Let's say you are given a bag with 3 identical marble inside. One of the marbles is white and the other 2 are black. If you can't see the marbles and you select one from the bag, what are the chances the marble is white?
Since only 1 out of 3 is white, the probability is 1/3.
Ok, now let's say I give you 3 chances to win. You get to select a marble 3 times. What are the chances that after 3 attempts of choosing a marble, at least one of the times you correctly select a white marble?
Well, if your chances are 1/3 each time wouldn't the answer be 1/3 for the first time, 1/3 for the second time and 1/3 for the third time? Add these chances up and you get 1/3+1/3+1/3 = 1. That is, after 3 tries you are guarenteed to choose a white marble even though each attempt is independent and random.
Our intuition does not serve us well in this case. The probability of 1 is incorrect. Let's take it step-by-step.

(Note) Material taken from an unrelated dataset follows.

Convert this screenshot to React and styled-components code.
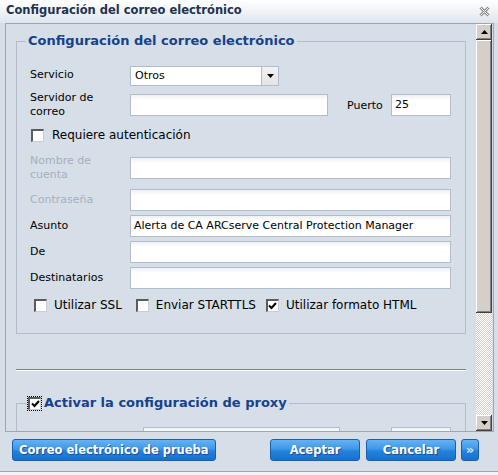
import React from "react";
import styled, { createGlobalStyle } from "styled-components";

const GlobalStyle = createGlobalStyle`
  html, body {
    margin: 0;
    padding: 0;
    background: #f2f3f5;
    font-family: "DejaVu Sans", Verdana, sans-serif;
  }
`;

const Dialog = styled.div`
  width: 498px;
  height: 472px;
  box-sizing: border-box;
  background: #d6dee8;
  border-bottom: 1px solid #9ea4ac;
  display: flex;
  flex-direction: column;
`;

const TitleBar = styled.div`
  height: 23px;
  flex: none;
  display: flex;
  align-items: center;
  padding: 0 8px 0 6px;
  background: linear-gradient(#ffffff, #f3f5f8 40%, #dfe5ed);
`;

const Title = styled.div`
  flex: 1;
  font-size: 11.5px;
  font-weight: bold;
  color: #1e324e;
  padding-bottom: 3px;
`;

const Body = styled.div`
  padding: 0 4px 0 5px;
`;

const ScrollPanel = styled.div`
  height: 409px;
  box-sizing: border-box;
  border: 1px solid #a2a6ac;
  display: flex;
`;

const Content = styled.div`
  flex: 1;
  overflow: hidden;
  padding: 0 10px;
`;

const Fieldset = styled.fieldset`
  margin: ${(p) => p.$top}px 0 0;
  border: 1px solid #b5bcc9;
  padding: ${(p) => p.$padTop}px 13px 17px 13px;
  display: flex;
  flex-direction: column;
  gap: 4px;
`;

const Legend = styled.legend`
  margin-left: -4px;
  padding: 0 2px;
  font-size: 13px;
  line-height: 16px;
  font-weight: bold;
  color: #15428b;
  display: flex;
  align-items: center;
  gap: 3px;
`;

const Row = styled.div`
  display: flex;
  align-items: center;
  height: ${(p) => p.$h || 22}px;
  margin-top: ${(p) => p.$mt || 0}px;
`;

const Label = styled.div`
  width: ${(p) => p.$w || 100}px;
  flex: none;
  font-size: 11px;
  line-height: 14px;
  color: ${(p) => (p.$disabled ? "#a6afbd" : "#000")};
`;

const Input = styled.div`
  width: ${(p) => p.$w}px;
  height: 22px;
  box-sizing: border-box;
  border: 1px solid #b3bccc;
  background: linear-gradient(#eef0f4, #ffffff 5px);
  font-size: 11px;
  line-height: 20px;
  padding: 0 3px;
  color: #000;
  white-space: nowrap;
  overflow: hidden;
`;

const Select = styled.div`
  width: 149px;
  height: 20px;
  box-sizing: border-box;
  border: 1px solid #b3bccc;
  background: #fff;
  display: flex;
  margin-top: 1px;
`;

const SelectText = styled.div`
  flex: 1;
  font-size: 11px;
  line-height: 18px;
  padding: 0 4px;
`;

const SelectButton = styled.div`
  width: 16px;
  border-left: 1px solid #b3bccc;
  background: linear-gradient(#f2f2f2, #e4e4e4);
  display: flex;
  align-items: center;
  justify-content: center;
`;

const PortLabel = styled.div`
  width: ${(p) => p.$w || 44}px;
  flex: none;
  font-size: 11px;
  margin-left: 19px;
`;

const CheckLabel = styled.label`
  display: flex;
  align-items: center;
  gap: ${(p) => p.$gap || 7}px;
  font-size: 12px;
  color: #000;
  margin-left: ${(p) => p.$ml || 0}px;
`;

const Box = styled.span`
  width: 13px;
  height: 13px;
  box-sizing: border-box;
  flex: none;
  background: #fff;
  border-top: 2px solid #5c5c5c;
  border-left: 2px solid #5c5c5c;
  border-right: 1px solid #c9ccd2;
  border-bottom: 1px solid #c9ccd2;
  display: flex;
  align-items: center;
  justify-content: center;
  outline: ${(p) => (p.$focus ? "1px dotted #000" : "none")};
  outline-offset: 0;
`;

const Separator = styled.div`
  margin-top: 35px;
  height: 1px;
  background: #7e8286;
  border-bottom: 1px solid #ffffff;
`;

const Scrollbar = styled.div`
  width: 16px;
  margin-right: 1px;
  display: flex;
  flex-direction: column;
  background: repeating-conic-gradient(#d4d0c8 0 25%, #ffffff 0 50%) 0 0 / 2px 2px;
`;

const raised = `
  background: #d4d0c8;
  box-shadow: inset -1px -1px #404040, inset 1px 1px #ffffff, inset -2px -2px #808080;
`;

const ScrollButton = styled.div`
  height: 16px;
  flex: none;
  ${raised}
  display: flex;
  align-items: center;
  justify-content: center;
`;

const Thumb = styled.div`
  height: 273px;
  flex: none;
  ${raised}
`;

const Track = styled.div`
  flex: 1;
`;

const ButtonBar = styled.div`
  display: flex;
  align-items: center;
  gap: 6px;
  padding: 7px 19px 0 12px;
`;

const Button = styled.div`
  height: 22px;
  width: ${(p) => (p.$w ? `${p.$w}px` : "auto")};
  box-sizing: border-box;
  padding: 0 ${(p) => (p.$w ? 0 : 6)}px;
  border: 1px solid #1a5fae;
  border-radius: 3px;
  background: linear-gradient(#64b2f3, #3d98e8 45%, #2581dc 55%, #1670d0);
  color: #fff;
  font-size: 11.5px;
  font-weight: bold;
  line-height: 20px;
  text-align: center;
  text-shadow: 1px 1px 0 #1b4f8f;
  white-space: nowrap;
`;

const MoreButton = styled(Button)`
  width: 18px;
  padding: 0;
  font-size: 13px;
  color: #cfe4fa;
  text-shadow: none;
  margin-left: -1px;
`;

const Spacer = styled.div`
  flex: 1;
`;

const Check = () => (
  <svg width="9" height="8" viewBox="0 0 9 8">
    <path d="M1 3.5 L3.5 6 L8 1" fill="none" stroke="#000" strokeWidth="2" />
  </svg>
);

const Arrow = ({ up }) => (
  <svg width="7" height="4" viewBox="0 0 7 4" style={{ transform: up ? "rotate(180deg)" : "none" }}>
    <path d="M0 0 H7 L3.5 4 Z" fill="#000" />
  </svg>
);

const CloseIcon = () => (
  <svg width="11" height="11" viewBox="0 0 11 11">
    <path d="M1.5 1.5 L9.5 9.5 M9.5 1.5 L1.5 9.5" stroke="#8e8e8e" strokeWidth="3" />
    <path d="M1.5 1.5 L9.5 9.5 M9.5 1.5 L1.5 9.5" stroke="#f4f4f4" strokeWidth="1" />
  </svg>
);

function Checkbox({ checked, focus, children, gap, ml }) {
  return (
    <CheckLabel $gap={gap} $ml={ml}>
      <Box $focus={focus}>{checked && <Check />}</Box>
      {children}
    </CheckLabel>
  );
}

export default function App() {
  return (
    <>
      <GlobalStyle />
      <Dialog>
        <TitleBar>
          <Title>Configuración del correo electrónico</Title>
          <CloseIcon />
        </TitleBar>
        <Body>
          <ScrollPanel>
            <Content>
              <Fieldset $top={9} $padTop={15}>
                <Legend>Configuración del correo electrónico</Legend>
                <Row>
                  <Label>Servicio</Label>
                  <Select>
                    <SelectText>Otros</SelectText>
                    <SelectButton>
                      <Arrow />
                    </SelectButton>
                  </Select>
                </Row>
                <Row $h={30}>
                  <Label>
                    Servidor de
                    <br />
                    correo
                  </Label>
                  <Input $w={198} />
                  <PortLabel>Puerto</PortLabel>
                  <Input $w={60}>25</Input>
                </Row>
                <Row>
                  <Checkbox ml={1} gap={8}>
                    Requiere autenticación
                  </Checkbox>
                </Row>
                <Row $h={30} $mt={3}>
                  <Label $disabled>
                    Nombre de
                    <br />
                    cuenta
                  </Label>
                  <Input $w={321} />
                </Row>
                <Row $mt={2}>
                  <Label $disabled>Contraseña</Label>
                  <Input $w={321} />
                </Row>
                <Row>
                  <Label>Asunto</Label>
                  <Input $w={321}>Alerta de CA ARCserve Central Protection Manager</Input>
                </Row>
                <Row>
                  <Label>De</Label>
                  <Input $w={321} />
                </Row>
                <Row>
                  <Label>Destinatarios</Label>
                  <Input $w={321} />
                </Row>
                <Row $mt={1}>
                  <Checkbox ml={4}>Utilizar SSL</Checkbox>
                  <Checkbox ml={14}>Enviar STARTTLS</Checkbox>
                  <Checkbox ml={10} checked>
                    Utilizar formato HTML
                  </Checkbox>
                </Row>
              </Fieldset>
              <Separator />
              <Fieldset $top={24} $padTop={16}>
                <Legend>
                  <Box $focus>
                    <Check />
                  </Box>
                  Activar la configuración de proxy
                </Legend>
                <Row>
                  <Label $w={113} />
                  <Input $w={197} />
                  <PortLabel $w={32} />
                  <Input $w={60} />
                </Row>
              </Fieldset>
            </Content>
            <Scrollbar>
              <ScrollButton>
                <Arrow up />
              </ScrollButton>
              <Thumb />
              <Track />
              <ScrollButton>
                <Arrow />
              </ScrollButton>
            </Scrollbar>
          </ScrollPanel>
        </Body>
        <ButtonBar>
          <Button>Correo electrónico de prueba</Button>
          <Spacer />
          <Button $w={90}>Aceptar</Button>
          <Button $w={90}>Cancelar</Button>
          <MoreButton>»</MoreButton>
        </ButtonBar>
      </Dialog>
    </>
  );
}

For our first attempt the chance of picking a white marble is 1/3. So far so good. Now for the second attempt, we need to consider the case in which we did not select a white marble in the first attempt. That is, 2/3 of the time in the first case we will not select a white marble. So given that we do not select a white marble in the first attempt, selecting a white marble in the second attempt is 2/3*1/3, which gives us 2/9.
Now for the third attempt, we need to consider the case in which our first and second attempts were not successful. 1/3 probability for the first attempt plus 2/9 probability for the second attempt gives us 5/9 probability we will be successful on the first and second attempts. Thus we are not successful on the first and second attempts 1-5/9 or 4/9 of the time. For the third attempt we have 1/3 chance of being successful given the first and second attempts fail. This gives us 1/3*4/9=4/27.
Now all we have to do is add these 3 numbers together: 1/3+2/9+4/27 = 19/27.
We have 19/27 or 70.4% chance of drawing at least one white marble from the bag after 3 attempts. Whew!
A simpler way is to think of the probability of NOT getting a white marble. 2/3 chance for the first attempt and 2/3 chance for the second attempt and 2/3 attempt for the third attempt. Since each attempt is independent, we can simply multiply the 3 probabilities together: (2/3)*(2/3)*(2/3)=8/27. We have a 8/27 probability of NOT getting a white marble. The probability of getting a white marble is 1 minus this probability or 1-8/27 giving us the same answer above.
Ok, but you may say why doesnt mulitplying 1/3 * 1/3 * 1/3 work? When we multiply 1/3 3 times, what we are really saying is: What is the probability I get a white marble the first time and get a white marble the second time and get a white marble the third time? The chances of getting 3 white marbles in a row is 1.3*1/3*1/3 = 1/27. We would expect this probability to be different and smaller than the probability of getting at least one white marble after 3 attempts.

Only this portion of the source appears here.